December 2022

Kanak Garg received his Master of Science – Dual Degree in Computational Natural Sciences (CNS).  His research work was supervised by Dr. Nita Parekh. Here’s a summary of his research work on Deep-StRIP: Deep Learning Approach for Structural Repeat Identification in Proteins:

It is observed that internal repeats in eukaryotic proteins are three times more likely compared to in prokaryotes suggesting possible advantages provided to the organism. Functions specific to eukaryotes such as connective tissue proteins, cytoskeletal proteins, ribonucleoproteins, muscle proteins, brain and synaptic proteins, and cell adhesion proteins are observed to have internal repeats. The other major advantage of studying protein repeats is in their ability to confer multiple binding and structural roles on proteins. With a high frequency of occurrence in humans, 30%, tandem repeat proteins have been linked to various complex diseases, e.g., the role of Leucine-rich repeats in Parkinson’s disease, ANK, HEAT, and ARM repeats in cancer, etc. A large surface to-volume ratio, good target affinity, smaller size, and stability in the shape of repeat proteins make them important for biomedical applications. For example, designed ankyrin repeat proteins (DARPins) are being developed for targeted therapies. Due to fewer constraints at the sequence level, detection of repeats at the structure level is desirable.
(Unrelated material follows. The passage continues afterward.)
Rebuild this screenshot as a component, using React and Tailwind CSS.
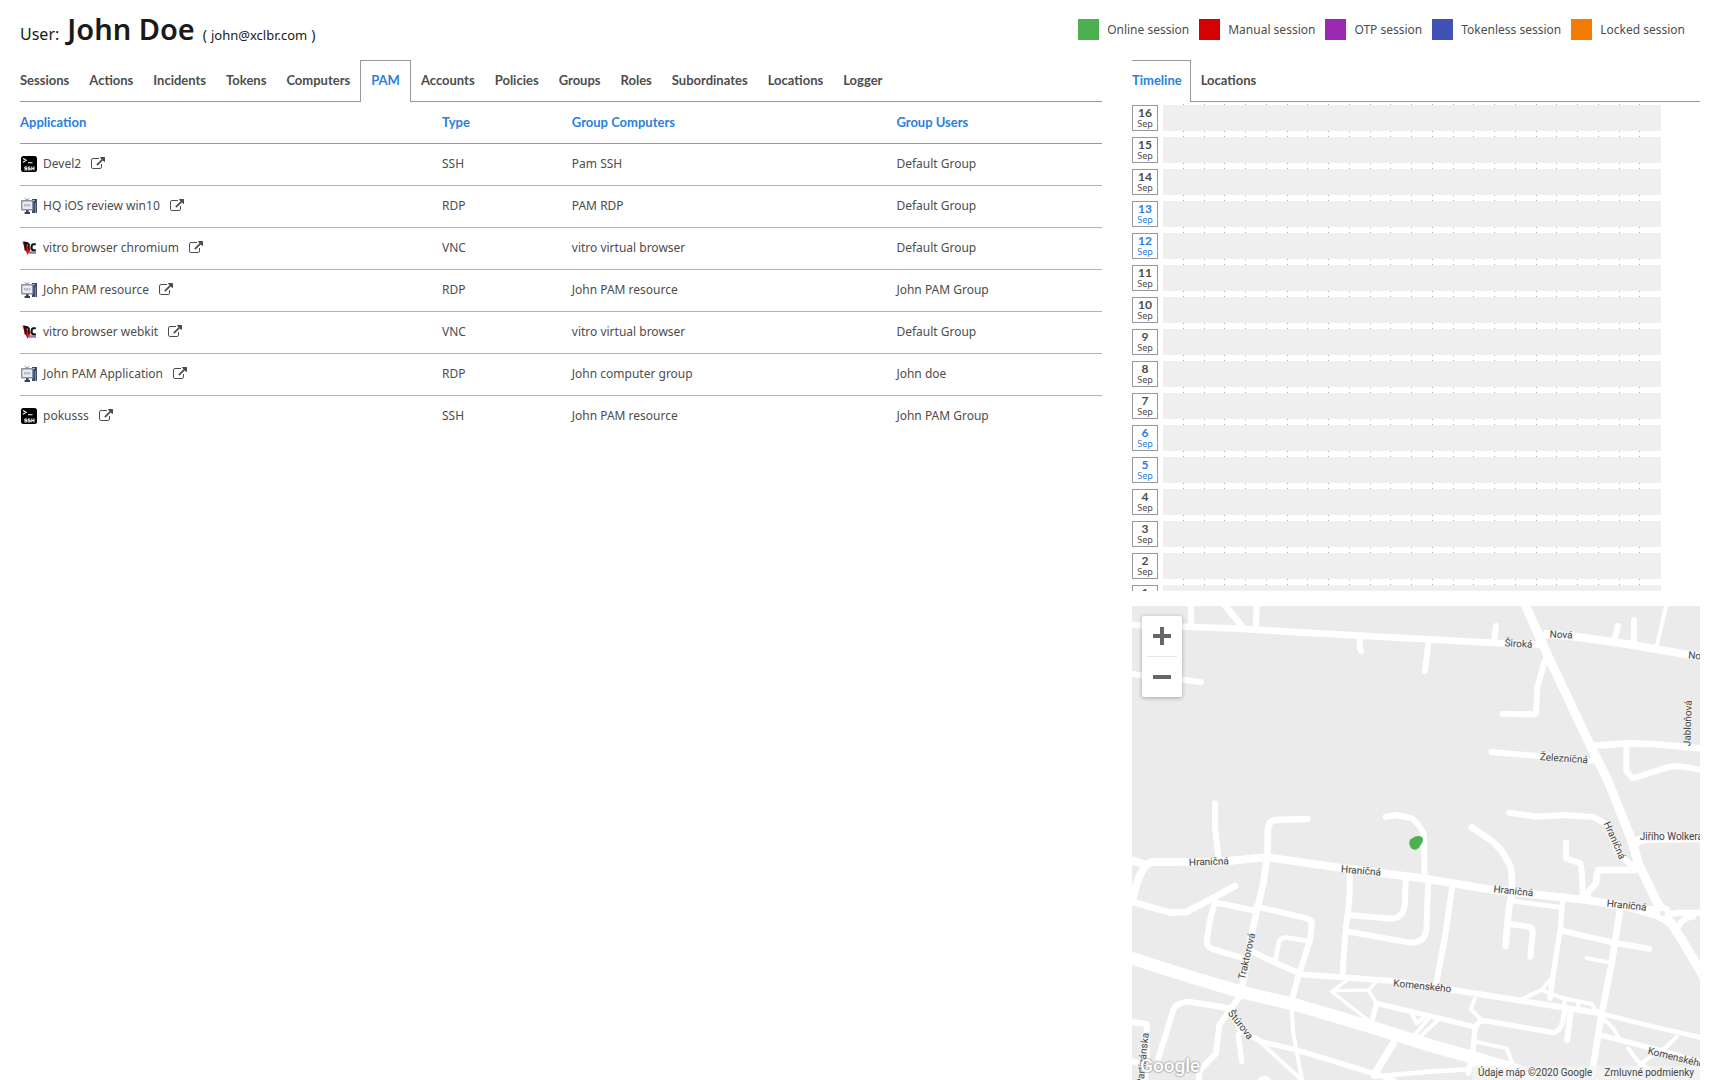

Here we propose a deep learning-based approach for the detection of two major classes of structural repeats, namely, Class III and Class IV repeats in Kajava’s classification, which covers over 90% of known structural repeats and their repeat region. We approached the problem by exploiting the presence of structural information in the protein distance matrix which captures the internal distances between residues in a protein chain. Performance evaluation is carried out by comparison with other state-of-the-art methods and annotations in UniProt. Lastly, we have discussed the improvement done in the development of the NAPS Portal (Network Analysis of Protein Structures) which is used by researchers to visualize and to perform analyses of different protein structures.